The report’s evidence of a widening chasm between AI-native private champions and legacy public software incumbents carries direct consequences for MENA’s regional tech infrastructure and investment frameworks. More than 80 AI-native firms have already crossed $100 million in annual recurring revenue (ARR) in under 18 months, generating $1 million to $5 million in ARR per employee, 5-10 times the output of top legacy B2B software firms, while public enterprise software has shed $2.4 trillion in market capitalization since its October 2025 peak, with median NTM revenue multiples collapsing to 3.1x, an 80% decline from 2020 peaks.

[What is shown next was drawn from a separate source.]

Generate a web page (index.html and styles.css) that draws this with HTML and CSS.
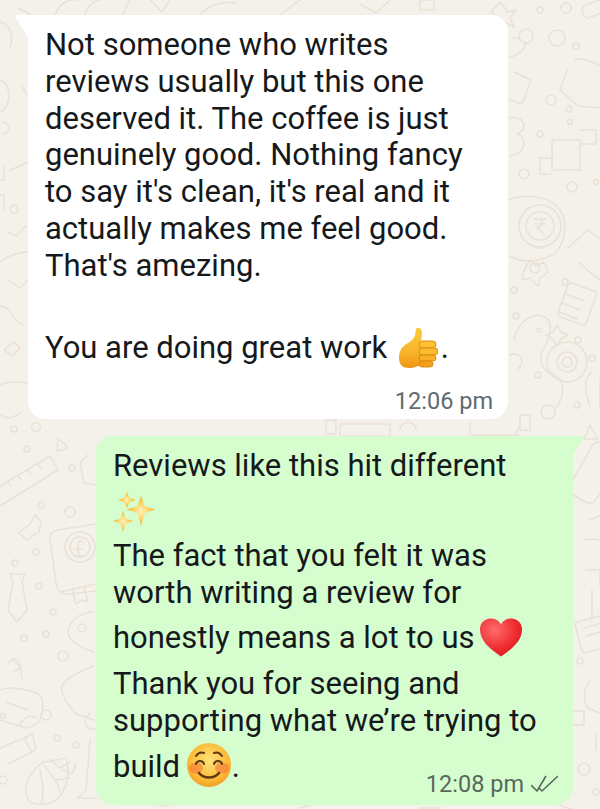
FILE: index.html
```html
<!DOCTYPE html>
<html lang="en">
<head>
  <meta charset="UTF-8" />
  <meta name="viewport" content="width=device-width, initial-scale=1.0"/>
  <title>Chat</title>
  <link rel="stylesheet" href="styles.css">
</head>
<body>
  <!-- doodle wallpaper -->
  <svg class="wallpaper" width="600" height="809" viewBox="0 0 600 809" fill="none" aria-hidden="true">
    <path d="M55 15c4-12 14-17 24-15M85 15c2-9 8-14 14-15M122 15l8-15M150 0l12 12 8-12M200 15c8-10 22-14 36-12M280 15l20-15M360 4l16 9 14-13M420 0h14v10h-14zM500 2l8 10 8-2-6 8 4 9-9-5-8 6 2-10-8-6z"/>
    <circle cx="526" cy="36" r="7"/><circle cx="557" cy="38" r="8"/><circle cx="576" cy="46" r="3"/><circle cx="540" cy="10" r="3"/><circle cx="566" cy="8" r="5"/>
    <rect x="582" y="4" width="30" height="13" rx="6" transform="rotate(-20 590 10)"/>
    <path d="M512 38h8M526 43c-2 8-8 12-16 14"/>
    <path d="M514 72l17 8-9 24-13-5"/><path d="M575 60c10-4 20 4 30 8M568 68l-8 22 18 16 24 2"/>
    <circle cx="551" cy="100" r="5"/><circle cx="570" cy="122" r="2.5"/><circle cx="540" cy="134" r="3"/><circle cx="569" cy="109" r="3"/>
    <path d="M510 118c8-2 14 2 14 8 0 5-4 7-7 8 4 1 7 4 7 9 0 8-8 12-14 13"/>
    <rect x="552" y="140" width="28" height="30" /><path d="M552 158h-12v16h12M580 130h16v14h-16"/>
    <circle cx="524" cy="174" r="5"/><circle cx="572" cy="187" r="5"/><circle cx="596" cy="182" r="2.5"/>
    <path d="M508 200c16-6 40-6 52 10 8 12 6 30-4 42-12 10-32 12-46 4"/>
    <circle cx="540" cy="226" r="21"/><circle cx="540" cy="226" r="14"/>
    <path d="M534 219h12M534 224h12M537 219c7 0 7 8 0 8l7 8"/>
    <path d="M568 248l20-18 14 10M578 262l24 20"/>
    <circle cx="535" cy="268" r="5"/><circle cx="565" cy="282" r="3"/><circle cx="514" cy="290" r="3"/>
    <path d="M535 248h8M530 260l6 6 8-4 4 10-8 6-2 8-8-8-8 2 2-10z"/>
    <rect x="562" y="286" width="30" height="36" rx="3" transform="rotate(20 577 304)"/>
    <path d="M566 294l18 7M562 303l18 7M559 312l18 7"/>
    <circle cx="516" cy="316" r="3"/><circle cx="539" cy="330" r="2"/>
    <path d="M557 325l4 7 7 3-7 4-4 7-4-7-7-4 7-3z"/>
    <circle cx="567" cy="362" r="20"/><circle cx="567" cy="362" r="10"/><circle cx="567" cy="362" r="5"/>
    <circle cx="592" cy="358" r="3"/><circle cx="578" cy="340" r="3"/><circle cx="538" cy="375" r="3"/><circle cx="577" cy="405" r="3"/><circle cx="548" cy="412" r="7"/>
    <path d="M514 340c2-14 16-28 28-24 14 4 8 22 0 36-4 10 2 20 14 24 8 4 10 18 0 32M510 355c10-4 16 6 8 14"/>
    <path d="M592 372c-8 4-8 20-2 34M600 378v30"/>
    <path d="M520 415h10v15h-10zM590 425l8 14h-14zM326 420h10v14h-10zM340 424h50v12h-50zM400 430a8 8 0 0 1 16 0M470 422v13h50M520 425l-6 12"/>
    <rect x="580" y="440" width="30" height="60" rx="8" transform="rotate(30 590 470)"/>
    <path d="M590 520l10-4M584 540c8-2 14-1 20 2M586 570h14v14M592 590v30"/>
    <rect x="578" y="617" width="40" height="32" rx="3" transform="rotate(-15 598 633)"/>
    <path d="M584 628l18-5M586 636l18-5"/>
    <circle cx="580" cy="661" r="3"/><circle cx="584" cy="769" r="6"/><circle cx="596" cy="792" r="3"/>
    <path d="M590 680c-6 8-8 20-2 28l14 6M574 711h10v14h-10M596 734v16"/>
    <path d="M160 806l20-3M300 808l10-3M420 808h20M560 805l10 4"/>
    <path d="M18 8l12 6M0 22c10 2 14 14 10 26M0 80c8 2 10 12 8 22-2 6-6 10-8 10M22 86l5 9M3 122a6 6 0 1 1 0 12M4 166v14h-8M0 195h4v14M10 170c6-2 14-6 18-8M14 205a4 4 0 1 0 .1 0M8 232l8 4 10-10M0 262c8-6 18-10 28-10M8 280l12 8 8-8"/>
    <path d="M0 306c6 0 12 6 14 12l10 8M4 350l10-8 6 6-8 8zM0 385c8-4 18-4 28-2"/>
    <path d="M0 415c6 4 12 4 20-2M0 470l-2 4"/>
    <circle cx="14" cy="429" r="3"/><circle cx="36" cy="427" r="4.5"/><circle cx="27" cy="449" r="3"/><circle cx="72" cy="468" r="3"/><circle cx="70" cy="512" r="5"/><circle cx="41" cy="505" r="3"/>
    <path d="M66 445l-8-6-1 12 10-2zM88 455l-8 8 4 20 12 2"/>
    <path d="M0 486l50-30 8 14-58 36M8 482l3 4M18 476l3 4M28 470l3 4M38 464l3 4"/>
    <path d="M35 515l-4 8-12 10 8 7 12-8 2-10z"/>
    <circle cx="36" cy="552" r="3"/><circle cx="15" cy="563" r="3"/><circle cx="39" cy="586" r="3"/><circle cx="53" cy="612" r="3"/><circle cx="46" cy="634" r="3"/><circle cx="24" cy="638" r="3"/><circle cx="63" cy="656" r="5"/><circle cx="46" cy="715" r="5"/><circle cx="57" cy="738" r="3"/><circle cx="76" cy="745" r="3"/><circle cx="3" cy="780" r="4"/><circle cx="3" cy="716" r="2.5"/>
    <path d="M96 524l-38 6c-6 1-9 4-8 9l6 44c1 8 6 12 14 11l26-3M60 592l36-8"/>
    <circle cx="80" cy="547" r="15"/><circle cx="80" cy="547" r="10"/>
    <path d="M83 542c-3-3-6 0-5 4l1 9M75 549h7M74 556h9M72 590l4 14 6-4 6 2-4-15"/>
    <path d="M10 574h15l-3 8 5 28-10 12-9-12 5-28z"/>
    <path d="M94 612c-14 0-24 8-26 20 0 8 12 16 26 20"/><circle cx="82" cy="628" r="4"/>
    <path d="M0 690c8-4 20-2 34 2 8 2 10 8 8 22-2 8-6 12-16 14l-26-8M12 660l8 6 2 12M6 702l22 8M20 725c4-8 10-10 16-8M8 665a6 6 0 1 1 6 6"/>
    <path d="M94 666c-16 6-28 12-32 20-2 6 2 14 14 28l18 6M90 714a8 8 0 1 0 6 0M90 740l-4 50-8 8h18"/>
    <path d="M0 748l24-10 8 14-24 12M24 738l8-4 4 14-4 4"/>
    <path d="M28 800c-6-14 2-30 16-38l22-4c4 14 2 30-8 40-8 8-24 8-30 2zM40 770c2 10 4 20 2 32M44 766c8 8 14 16 16 26M50 760l10 8 10-6M62 770l10 4 4-10M56 780l14-2"/>
  </svg>

  <main class="chat">
    <section class="bubble incoming">
      <p class="text">Not someone who writes<br>reviews usually but this one<br>deserved it. The coffee is just<br>genuinely good. Nothing fancy<br>to say it's clean, it's real and it<br>actually makes me feel good.<br>That's amezing.</p>
      <p class="text closing">You are doing great work
        <svg class="emoji thumb" viewBox="0 0 40 41" aria-hidden="true">
          <defs><linearGradient id="gThumb" x1="0" y1="0" x2="0" y2="1"><stop offset="0" stop-color="#fdc93a"/><stop offset=".6" stop-color="#f9b52a"/><stop offset="1" stop-color="#ee9417"/></linearGradient></defs>
          <path d="M19 1c3-1 5 1 5 5 0 4-1 8-2 11l1 20c-2 2-7 4-12 4-6 0-10-3-10-10 0-6 2-10 6-13 5-3 9-6 10-10 1-3 0-6 2-7z" fill="url(#gThumb)"/>
          <rect x="21" y="14" width="17" height="7" rx="3.500" fill="#fcc232" stroke="#dd8a12"/>
          <rect x="21" y="21" width="19" height="7" rx="3.500" fill="#fbbd2e" stroke="#dd8a12"/>
          <rect x="21" y="28" width="17" height="6" rx="3" fill="#f8b025" stroke="#dd8a12"/>
          <rect x="21" y="34" width="14" height="6" rx="3" fill="#f3a01d" stroke="#dd8a12"/>
        </svg><span class="dot">.</span></p>
      <div class="meta"><span class="time">12:06 pm</span></div>
    </section>

    <section class="bubble outgoing">
      <p class="text">Reviews like this hit different</p>
      <svg class="emoji sparkles" viewBox="0 0 44 40" aria-hidden="true">
        <defs><radialGradient id="gStar"><stop offset="0" stop-color="#fff3c4"/><stop offset=".55" stop-color="#fcd25c"/><stop offset="1" stop-color="#f5b02e"/></radialGradient></defs>
        <path d="M14 0l2.500 5.500 6 2.500-6 2.500L14 16l-2.500-5.500-6-2.500 6-2.500z" fill="url(#gStar)"/>
        <path d="M28 4l3.500 10 10.500 3.500L31.500 21 28 34l-3.500-13L14 17.500 24.500 14z" fill="url(#gStar)"/>
        <path d="M10 19l2.500 7.500 7.500 2.500-7.500 2.500L10 40l-2.500-8.500L0 29l7.500-2.500z" fill="url(#gStar)"/>
      </svg>
      <p class="text">The fact that you felt it was<br>worth writing a review for</p>
      <p class="text tall">honestly means a lot to us
        <svg class="emoji heart" viewBox="0 0 44 40" aria-hidden="true">
          <defs><radialGradient id="gHeart" cx=".35" cy=".3" r=".8"><stop offset="0" stop-color="#ff6b6b"/><stop offset=".6" stop-color="#ef2f33"/><stop offset="1" stop-color="#d8141e"/></radialGradient></defs>
          <path d="M22 39C12 32 1 24 1 12 1 5 6 1 12 1c4 0 8 2 10 6 2-4 6-6 10-6 6 0 11 4 11 11 0 12-11 20-21 27z" fill="url(#gHeart)"/>
        </svg></p>
      <p class="text thanks">Thank you for seeing and<br>supporting what we’re trying to</p>
      <p class="text tall last">build
        <svg class="emoji smile" viewBox="0 0 44 44" aria-hidden="true">
          <defs><radialGradient id="gFace" cx=".5" cy=".4" r=".65"><stop offset="0" stop-color="#fde37a"/><stop offset=".7" stop-color="#fbb934"/><stop offset="1" stop-color="#ef9320"/></radialGradient></defs>
          <circle cx="22" cy="22" r="22" fill="url(#gFace)"/>
          <ellipse cx="9" cy="25" rx="7" ry="5.500" fill="#f2703a" opacity=".55"/><ellipse cx="35" cy="25" rx="7" ry="5.500" fill="#f2703a" opacity=".55"/>
          <g fill="none" stroke="#5d3a12" stroke-width="2" stroke-linecap="round">
            <path d="M9 21c1-4 7-4 8 0M27 21c1-4 7-4 8 0M9 13c2-3 5-4 8-3M35 13c-2-3-5-4-8-3"/>
            <path d="M12 30c5 6 15 6 20 0" stroke-width="2.600"/>
          </g>
        </svg><span class="dot">.</span></p>
      <div class="meta sent">
        <span class="time">12:08 pm</span>
        <svg class="ticks" viewBox="0 0 27 18" aria-hidden="true">
          <path d="M0 10l6 6L15 1M8 13l3 3L27 1" fill="none" stroke="#56695c" stroke-width="1.600"/>
        </svg>
      </div>
    </section>
  </main>
</body>
</html>
```

FILE: styles.css
```css
html, body {
  margin: 0;
  padding: 0;
}

body {
  width: 600px;
  height: 809px;
  overflow: hidden;
  position: relative;
  background: #f4f1ea;
  font-family: Roboto, "Noto Sans", sans-serif;
  color: #15191b;
}

.wallpaper {
  position: absolute;
  top: 0;
  left: 0;
  stroke: #e9e1d6;
  stroke-width: 1.5;
  stroke-linecap: round;
  stroke-linejoin: round;
}

.chat {
  position: relative;
  display: flex;
  flex-direction: column;
  gap: 17px;
  padding-top: 15px;
}

.bubble {
  position: relative;
  box-sizing: border-box;
  padding: 12px 15px 0 17px;
}

.bubble::before {
  content: "";
  position: absolute;
  top: 0;
  width: 18px;
  height: 22px;
  background: inherit;
}

.incoming {
  margin-left: 28px;
  width: 480px;
  height: 404px;
  background: #fff;
  border-radius: 0 16px 18px 18px;
}

.incoming::before {
  left: -14px;
  clip-path: polygon(0 0, 100% 0, 100% 100%, 78% 100%);
}

.outgoing {
  margin-left: 96px;
  width: 477px;
  height: 369px;
  background: #d6fdce;
  border-radius: 16px 0 18px 18px;
}

.outgoing::before {
  right: -12px;
  width: 14px;
  clip-path: polygon(0 0, 100% 0, 0 100%);
}

.text {
  margin: 0;
  font-size: 31px;
  line-height: 36.8px;
}

.closing {
  margin-top: 45px;
}

.emoji {
  vertical-align: middle;
}

.dot {
  margin-left: 3px;
}

.thumb {
  width: 40px;
  height: 41px;
  margin: -4px 0 0 3px;
}

.sparkles {
  display: block;
  width: 44px;
  height: 40px;
  margin: 7px 0 6px 0;
}

.tall {
  margin-top: 4px;
  line-height: 46px;
}

.heart {
  width: 44px;
  height: 41px;
  margin-left: -3px;
  vertical-align: -10px;
}

.thanks {
  margin-top: 5px;
}

.last {
  margin-top: 3px;
}

.smile {
  width: 44px;
  height: 44px;
  margin: 0 -2px 0 -1px;
  vertical-align: -10px;
}

.meta {
  display: flex;
  justify-content: flex-end;
  align-items: center;
  gap: 7px;
  margin-top: 19px;
}

.time {
  font-size: 23.5px;
  line-height: 28px;
  color: #5f6b70;
}

.sent {
  margin-top: -20px;
}

.sent .time {
  color: #56695c;
}

.ticks {
  width: 27px;
  height: 18px;
}
```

For MENA venture capital, which has historically allocated the majority of early-stage capital to copycat SaaS solutions targeting regional markets, this divergence demands a pivot to AI-native verticals tailored to MENA’s structural needs: Arabic large language models, Sharia-compliant fintech infrastructure, climate tech optimization tools and government digital transformation platforms. Simultaneously, the finding that the 10 largest private enterprise software firms now hold a combined valuation of $1.93 trillion, eclipsing the entire $1.88 trillion public pure SaaS index, reinforces the priority for MENA sovereigns to accelerate homegrown AI infrastructure development, including sovereign data centers, subsea cable expansions and localized talent pipelines, rather than relying on external legacy software vendors for national digitization agendas.
MENA institutional investors must also overhaul due diligence and allocation frameworks to align with the report’s documented AI-native performance benchmarks, which show 200-400% annual ARR growth, 130-200% net dollar retention and $1 million to $5 million in ARR per employee, even as lower inference-driven gross margins (40-70%) require adjusted underwriting models. The extreme concentration of capital in top-tier AI labs – the top 20 enterprise software deals captured 41% of all funding in 2025, with 10 of the 15 largest rounds between 2023 and 2025 flowing to AI labs – means MENA sovereign wealth funds should formalize collaborative co-investment vehicles to avoid overpaying for access to scarce AI compute and talent, a practice already underway among Gulf SWFs but requiring greater coordination to match the scale of U.S. and European strategic allocations. For regional exchanges including Tadawul and ADX, the bifurcated global IPO pipeline – where only three AI blockbusters (SpaceX/xAI, Anthropic, OpenAI) are viable 2026 listings, and the 2025 enterprise software IPO cohort delivered a median -34% return from first-day close – underscores the need to tailor listing requirements to AI-native firms rather than applying legacy SaaS multiples, while steering retail and institutional capital away from depreciating public software incumbents toward local AI infrastructure assets.